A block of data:
============================================================
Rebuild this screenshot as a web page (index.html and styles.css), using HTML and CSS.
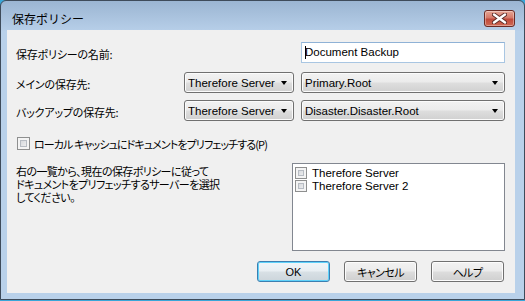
FILE: index.html
```html
<!DOCTYPE html>
<html lang="ja">
<head>
<meta charset="utf-8">
<link rel="stylesheet" href="styles.css">
</head>
<body>
<div class="window">
  <div class="titlebar">
    <span class="title">保存ポリシー</span>
    <div class="close">
      <svg width="15" height="11" viewBox="0 0 15 11">
        <path d="M2 1.5 L13 9.5 M13 1.5 L2 9.5" stroke="#5a2a26" stroke-width="4.2" stroke-linecap="round"/>
        <path d="M2 1.5 L13 9.5 M13 1.5 L2 9.5" stroke="#ffffff" stroke-width="2.4" stroke-linecap="round"/>
      </svg>
    </div>
  </div>
  <div class="client">
    <div class="form">
      <span class="lbl">保存ポリシーの名前:</span>
      <div class="textbox"><span class="caret"></span>Document Backup</div>

      <span class="lbl">メインの保存先:</span>
      <div class="combo"><span>Therefore Server</span><i class="arrow"></i></div>
      <div class="combo"><span>Primary.Root</span><i class="arrow"></i></div>

      <span class="lbl">バックアップの保存先:</span>
      <div class="combo"><span>Therefore Server</span><i class="arrow"></i></div>
      <div class="combo"><span>Disaster.Disaster.Root</span><i class="arrow"></i></div>
    </div>

    <div class="check-row">
      <span class="checkbox"></span>
      <span class="jp check-label">ローカル キャッシュにドキュメントをプリフェッチする(P)</span>
    </div>

    <div class="split">
      <p class="desc">右の一覧から、現在の保存ポリシーに従って<br>ドキュメントをプリフェッチするサーバーを選択<br>してください。</p>
      <div class="listbox">
        <div class="item"><span class="checkbox small"></span><span>Therefore Server</span></div>
        <div class="item"><span class="checkbox small"></span><span>Therefore Server 2</span></div>
      </div>
    </div>

    <div class="buttons">
      <div class="btn default">OK</div>
      <div class="btn jp">キャンセル</div>
      <div class="btn jp">ヘルプ</div>
    </div>
  </div>
</div>
</body>
</html>
```
FILE: styles.css
```css
html, body {
  margin: 0;
  padding: 0;
}
body {
  width: 525px;
  height: 301px;
  overflow: hidden;
  background: #3aa6d8;
  font-family: "Noto Sans CJK JP", sans-serif;
  font-size: 11px;
  color: #000;
}
.window {
  width: 525px;
  height: 300px;
  box-sizing: border-box;
  border: 1px solid #3e4b5a;
  border-radius: 6px 6px 0 0;
  background: linear-gradient(#9bb5d2 0px, #b6cee8 29px, #b9d1ea 30px, #b9d1ea 100%);
  display: flex;
  flex-direction: column;
}
.titlebar {
  height: 29px;
  display: flex;
  align-items: flex-start;
  flex-shrink: 0;
}
.title {
  margin: 11px 0 0 11px;
  line-height: 14px;
  font-size: 12px;
  color: #000;
}
.close {
  margin: 9px 9px 0 auto;
  width: 31px;
  height: 17px;
  box-sizing: border-box;
  border: 1px solid #6b2b25;
  border-radius: 3px;
  background: linear-gradient(#e6a695 0%, #d5796a 45%, #c14a3b 55%, #cf6a55 100%);
  box-shadow: inset 0 0 0 1px rgba(255,255,255,0.35);
  display: flex;
  align-items: center;
  justify-content: center;
}
.client {
  margin: 0 9px 0 6px;
  height: 263px;
  flex-shrink: 0;
  box-sizing: border-box;
  background: #f0f0f0;
  padding: 12px 0 0 9px;
  display: flex;
  flex-direction: column;
}
.form {
  display: grid;
  grid-template-columns: 161px 110px 204px;
  grid-template-rows: 23px 21px 21px;
  column-gap: 7px;
  row-gap: 7px;
  align-items: center;
}
.lbl,
.jp,
.desc {
  font-feature-settings: "palt" 1;
  letter-spacing: -0.6px;
}
.lbl {
  line-height: 14px;
  padding-top: 2px;
  letter-spacing: -0.2px;
}
.form .lbl:first-child {
  align-self: start;
  padding-top: 5px;
}
.check-label {
  letter-spacing: -0.9px;
}
.textbox {
  grid-column: 2 / 4;
  justify-self: end;
  width: 204px;
  align-self: start;
  height: 21px;
  box-sizing: border-box;
  background: #fff;
  border: 1px solid #a9c6e2;
  border-top-color: #8fb2d6;
  font-family: "Liberation Sans", sans-serif;
  font-size: 11.5px;
  line-height: 19px;
  padding-left: 3px;
  display: flex;
  align-items: center;
}
.caret {
  display: inline-block;
  width: 1px;
  height: 13px;
  background: #000;
  margin-right: -1px;
}
.combo {
  height: 21px;
  box-sizing: border-box;
  border: 1px solid #707070;
  border-radius: 3px;
  background: linear-gradient(#f2f2f2 0%, #ebebeb 48%, #dedede 52%, #d0d0d0 100%);
  box-shadow: inset 0 0 0 1px #fbfbfb;
  display: flex;
  align-items: center;
  padding: 0 6px 0 3px;
  font-family: "Liberation Sans", sans-serif;
  font-size: 11.5px;
}
.combo span {
  flex: 1;
  white-space: nowrap;
  overflow: hidden;
}
.arrow {
  width: 0;
  height: 0;
  border-left: 3.5px solid transparent;
  border-right: 3.5px solid transparent;
  border-top: 4px solid #000;
}
.check-row {
  margin-top: 16px;
  display: flex;
  align-items: center;
  height: 13px;
}
.checkbox {
  width: 13px;
  height: 13px;
  box-sizing: border-box;
  border: 1px solid #8e8f8f;
  background: linear-gradient(135deg, #cbcfd5 0%, #e6e7e9 60%, #f6f6f6 100%);
  box-shadow: inset 0 0 0 2px #f4f4f4, inset 0 0 0 3px #b7bcc3;
  margin-right: 4px;
  flex-shrink: 0;
}
.check-row .checkbox {
  margin-left: 1px;
}
.split {
  margin-top: 13px;
  display: flex;
  justify-content: space-between;
  width: 489px;
}
.desc {
  margin: 2px 0 0 0;
  line-height: 13px;
}
.listbox {
  width: 213px;
  height: 88px;
  box-sizing: border-box;
  border: 1px solid #828790;
  background: #fff;
  padding: 2px 0 0 2px;
  font-family: "Liberation Sans", sans-serif;
  font-size: 11.5px;
}
.item {
  height: 13px;
  display: flex;
  align-items: center;
}
.checkbox.small {
  width: 12px;
  height: 12px;
  margin-right: 5px;
}
.buttons {
  margin-top: 10px;
  display: flex;
  justify-content: flex-end;
  gap: 14px;
  width: 488px;
}
.btn {
  width: 73px;
  height: 21px;
  box-sizing: border-box;
  border: 1px solid #707070;
  border-radius: 3px;
  background: linear-gradient(#f2f2f2 0%, #ebebeb 48%, #dddddd 52%, #cfcfcf 100%);
  box-shadow: inset 0 0 0 1px #fcfcfc;
  display: flex;
  align-items: center;
  justify-content: center;
}
.btn.default {
  border-color: #3c7fb1;
  box-shadow: inset 0 0 0 1px #5fd2fa;
  background: linear-gradient(#f1f6f9 0%, #e8eef2 48%, #d8e0e5 52%, #ccd5db 100%);
  font-family: "Liberation Sans", sans-serif;
  font-size: 11px;
}
```
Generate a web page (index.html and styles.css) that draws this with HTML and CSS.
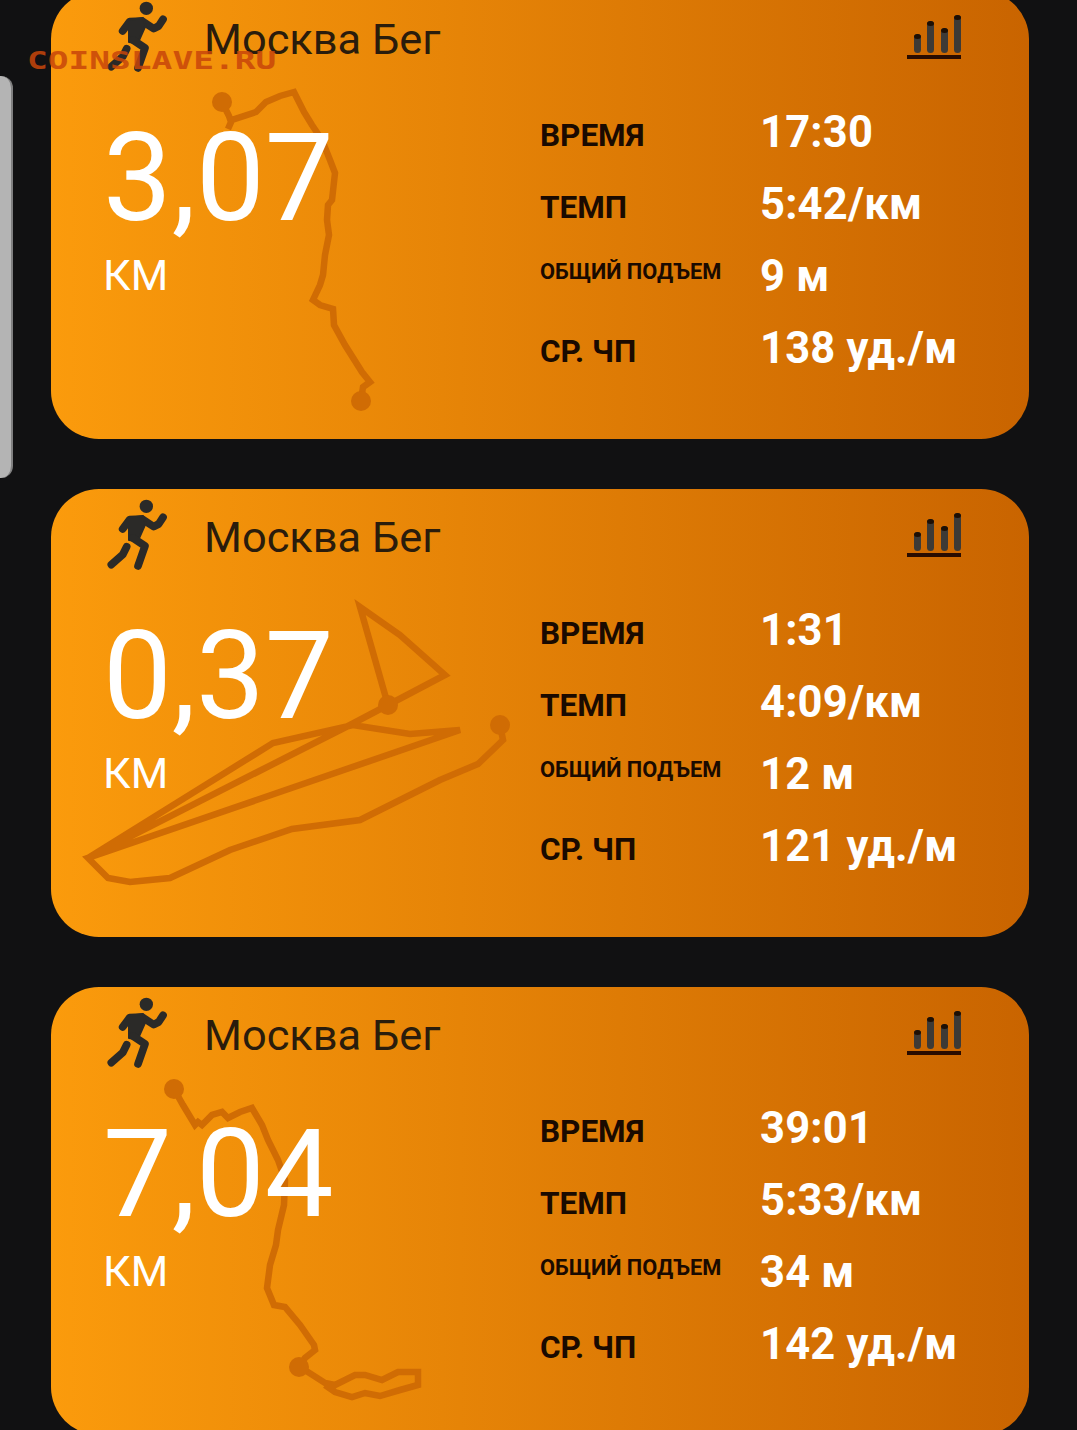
FILE: index.html
```html
<!DOCTYPE html>
<html>
<head>
    <meta charset="utf-8" />
    <title>Москва Бег</title>
    <link rel="stylesheet" href="styles.css">
</head>
<body class="body">
    <div class="sideHandle"></div>
    <div class="watermark">COINSLAVE.RU</div>

    <div class="list">
        <div class="card">
            <svg class="route" viewBox="51 -9 978 448">
                <polyline points="222,102 229,116 231,122 228,129 232,120 256,112 266,102 280,96 294,92 304,112 312,125 322,140 330,160 335,173 332,200 328,205 327,220 329,235 325,255 323,275 320,285 313,300 320,305 333,309 334,325 345,345 362,372 370,382 363,387 361,400" />
                <circle cx="222" cy="102" r="10" />
                <circle cx="361" cy="401" r="10" />
            </svg>
            <div class="cardHead">
                <svg class="runner" viewBox="50 25 180 216">
                    <circle class="runnerHead" cx="168" cy="47" r="20" />
                    <path class="limb" d="M97 115 L118 87 L155 85 L190 108 L205 100 L218 80" />
                    <polygon class="runnerBody" points="116,82 158,76 166,98 142,152 116,148" />
                    <path class="limb" d="M128 142 L164 166 L143 226" />
                    <path class="limb" d="M109 168 L97 192 L63 222" />
                </svg>
                <span class="title">Москва Бег</span>
                <svg class="chartIcon" viewBox="0 0 54 44">
                    <rect class="bar" x="7" y="19" width="7" height="19" rx="3.5" />
                    <rect class="barCap" x="7" y="19" width="7" height="5" rx="3.5" />
                    <rect class="bar" x="20" y="6" width="7" height="32" rx="3.5" />
                    <rect class="barCap" x="20" y="6" width="7" height="5" rx="3.5" />
                    <rect class="bar" x="34" y="13" width="7" height="25" rx="3.5" />
                    <rect class="barCap" x="34" y="13" width="7" height="5" rx="3.5" />
                    <rect class="bar" x="47" y="0" width="7" height="38" rx="3.5" />
                    <rect class="barCap" x="47" y="0" width="7" height="5" rx="3.5" />
                    <rect class="baseLine" x="0" y="40" width="54" height="4" />
                </svg>
            </div>
            <div class="cardBody">
                <div class="distance">
                    <div class="distanceValue">3,07</div>
                    <div class="distanceUnit">КМ</div>
                </div>
                <div class="stats">
                    <div class="label">ВРЕМЯ</div><div class="value">17:30</div>
                    <div class="label">ТЕМП</div><div class="value">5:42/км</div>
                    <div class="label small">ОБЩИЙ ПОДЪЕМ</div><div class="value">9 м</div>
                    <div class="label">СР. ЧП</div><div class="value">138 уд./м</div>
                </div>
            </div>
        </div>

        <div class="card">
            <svg class="route" viewBox="51 489 978 448">
                <polyline points="500,725 503,740 478,764 440,780 360,820 292,829 230,850 170,878 130,882 108,878 88,858 460,730 410,734 353,725 273,743 88,858 350,725 388,705 360,607 400,635 445,675 388,705" />
                <circle cx="500" cy="725" r="10" />
                <circle cx="388" cy="705" r="10" />
            </svg>
            <div class="cardHead">
                <svg class="runner" viewBox="50 25 180 216">
                    <circle class="runnerHead" cx="168" cy="47" r="20" />
                    <path class="limb" d="M97 115 L118 87 L155 85 L190 108 L205 100 L218 80" />
                    <polygon class="runnerBody" points="116,82 158,76 166,98 142,152 116,148" />
                    <path class="limb" d="M128 142 L164 166 L143 226" />
                    <path class="limb" d="M109 168 L97 192 L63 222" />
                </svg>
                <span class="title">Москва Бег</span>
                <svg class="chartIcon" viewBox="0 0 54 44">
                    <rect class="bar" x="7" y="19" width="7" height="19" rx="3.5" />
                    <rect class="barCap" x="7" y="19" width="7" height="5" rx="3.5" />
                    <rect class="bar" x="20" y="6" width="7" height="32" rx="3.5" />
                    <rect class="barCap" x="20" y="6" width="7" height="5" rx="3.5" />
                    <rect class="bar" x="34" y="13" width="7" height="25" rx="3.5" />
                    <rect class="barCap" x="34" y="13" width="7" height="5" rx="3.5" />
                    <rect class="bar" x="47" y="0" width="7" height="38" rx="3.5" />
                    <rect class="barCap" x="47" y="0" width="7" height="5" rx="3.5" />
                    <rect class="baseLine" x="0" y="40" width="54" height="4" />
                </svg>
            </div>
            <div class="cardBody">
                <div class="distance">
                    <div class="distanceValue">0,37</div>
                    <div class="distanceUnit">КМ</div>
                </div>
                <div class="stats">
                    <div class="label">ВРЕМЯ</div><div class="value">1:31</div>
                    <div class="label">ТЕМП</div><div class="value">4:09/км</div>
                    <div class="label small">ОБЩИЙ ПОДЪЕМ</div><div class="value">12 м</div>
                    <div class="label">СР. ЧП</div><div class="value">121 уд./м</div>
                </div>
            </div>
        </div>

        <div class="card">
            <svg class="route" viewBox="51 987 978 448">
                <polyline points="174,1089 183,1105 195,1125 198,1122 202,1125 212,1115 222,1112 228,1118 240,1112 252,1108 262,1125 268,1140 278,1160 285,1180 284,1205 278,1230 276,1245 270,1265 267,1288 274,1305 285,1307 300,1325 314,1345 315,1350 305,1358 300,1367 325,1383 335,1385 355,1375 365,1375 382,1380 398,1372 418,1372 418,1385 400,1390 380,1396 365,1393 352,1397 335,1392 325,1385" />
                <circle cx="174" cy="1089" r="10" />
                <circle cx="299" cy="1367" r="10" />
            </svg>
            <div class="cardHead">
                <svg class="runner" viewBox="50 25 180 216">
                    <circle class="runnerHead" cx="168" cy="47" r="20" />
                    <path class="limb" d="M97 115 L118 87 L155 85 L190 108 L205 100 L218 80" />
                    <polygon class="runnerBody" points="116,82 158,76 166,98 142,152 116,148" />
                    <path class="limb" d="M128 142 L164 166 L143 226" />
                    <path class="limb" d="M109 168 L97 192 L63 222" />
                </svg>
                <span class="title">Москва Бег</span>
                <svg class="chartIcon" viewBox="0 0 54 44">
                    <rect class="bar" x="7" y="19" width="7" height="19" rx="3.5" />
                    <rect class="barCap" x="7" y="19" width="7" height="5" rx="3.5" />
                    <rect class="bar" x="20" y="6" width="7" height="32" rx="3.5" />
                    <rect class="barCap" x="20" y="6" width="7" height="5" rx="3.5" />
                    <rect class="bar" x="34" y="13" width="7" height="25" rx="3.5" />
                    <rect class="barCap" x="34" y="13" width="7" height="5" rx="3.5" />
                    <rect class="bar" x="47" y="0" width="7" height="38" rx="3.5" />
                    <rect class="barCap" x="47" y="0" width="7" height="5" rx="3.5" />
                    <rect class="baseLine" x="0" y="40" width="54" height="4" />
                </svg>
            </div>
            <div class="cardBody">
                <div class="distance">
                    <div class="distanceValue">7,04</div>
                    <div class="distanceUnit">КМ</div>
                </div>
                <div class="stats">
                    <div class="label">ВРЕМЯ</div><div class="value">39:01</div>
                    <div class="label">ТЕМП</div><div class="value">5:33/км</div>
                    <div class="label small">ОБЩИЙ ПОДЪЕМ</div><div class="value">34 м</div>
                    <div class="label">СР. ЧП</div><div class="value">142 уд./м</div>
                </div>
            </div>
        </div>
    </div>
</body>
</html>
```

FILE: styles.css
```css
html {
    overflow: hidden;
}
.body {
    margin: 0;
    height: 1430px;
    overflow: hidden;
    background-color: #111112;
    font-family: Roboto, sans-serif;
}
.sideHandle {
    position: absolute;
    left: 0;
    top: 76px;
    width: 11px;
    height: 402px;
    background-color: #b4b4b4;
    border-right: 2px solid #808080;
    border-radius: 0 12px 12px 0;
}
.watermark {
    position: absolute;
    left: 27px;
    top: 46px;
    z-index: 5;
    font-family: "DejaVu Sans Mono", monospace;
    font-weight: bold;
    font-size: 25px;
    line-height: 30px;
    color: #c8460a;
    opacity: 0.85;
    transform: scaleX(1.38);
    transform-origin: left center;
}
.list {
    display: flex;
    flex-direction: column;
    gap: 50px;
    margin-top: -9px;
    margin-left: 51px;
    width: 978px;
}
.card {
    position: relative;
    flex: none;
    height: 448px;
    border-radius: 48px;
    background: linear-gradient(90deg, #fb9b0c, #c96400);
}
.route {
    position: absolute;
    left: 0;
    top: 0;
    width: 978px;
    height: 448px;
}
.route polyline {
    fill: none;
    stroke: #d06c04;
    stroke-width: 6.5;
    stroke-linejoin: miter;
}
.route circle {
    fill: #d06c04;
}
.cardHead {
    position: relative;
    display: flex;
    align-items: center;
    height: 90px;
    padding-left: 56px;
}
.runner {
    width: 60px;
    height: 72px;
    margin-right: 37px;
    margin-top: 2px;
}
.runnerHead {
    fill: #2b2a28;
}
.runnerBody {
    fill: #2b2a28;
    stroke: #2b2a28;
    stroke-width: 6;
    stroke-linejoin: round;
}
.limb {
    fill: none;
    stroke: #2b2a28;
    stroke-width: 23;
    stroke-linecap: round;
    stroke-linejoin: round;
}
.title {
    flex: 1;
    position: relative;
    top: 3px;
    font-size: 43.4px;
    color: #2a1c0c;
}
.chartIcon {
    width: 54px;
    height: 44px;
    margin-right: 68px;
    margin-top: 2px;
}
.bar {
    fill: #3d3a36;
}
.barCap {
    fill: #1e0f04;
}
.baseLine {
    fill: #2a0c00;
}
.cardBody {
    position: relative;
    display: flex;
}
.distance {
    width: 489px;
    padding-left: 52px;
    padding-top: 27px;
    box-sizing: border-box;
    color: white;
}
.distanceValue {
    font-size: 122.5px;
    line-height: 140px;
}
.distanceUnit {
    font-size: 43px;
    line-height: 54px;
}
.stats {
    display: grid;
    grid-template-columns: 220px auto;
    grid-auto-rows: 72px;
    align-items: center;
    margin-top: 18px;
}
.label {
    font-weight: bold;
    font-size: 31.5px;
    color: #1a0a00;
}
.small {
    font-size: 21.8px;
    margin-bottom: 16px;
}
.value {
    font-weight: bold;
    font-size: 43.5px;
    letter-spacing: 0.2px;
    margin-bottom: 6px;
    color: white;
}
```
============================================================
- **Exercise aim**: Pick every line with "this" in it and copy it.

- **Task response**:
Rebuild this screenshot as a web page (index.html and styles.css), using HTML and CSS.
Generate a web page (index.html and styles.css) that draws this with HTML and CSS.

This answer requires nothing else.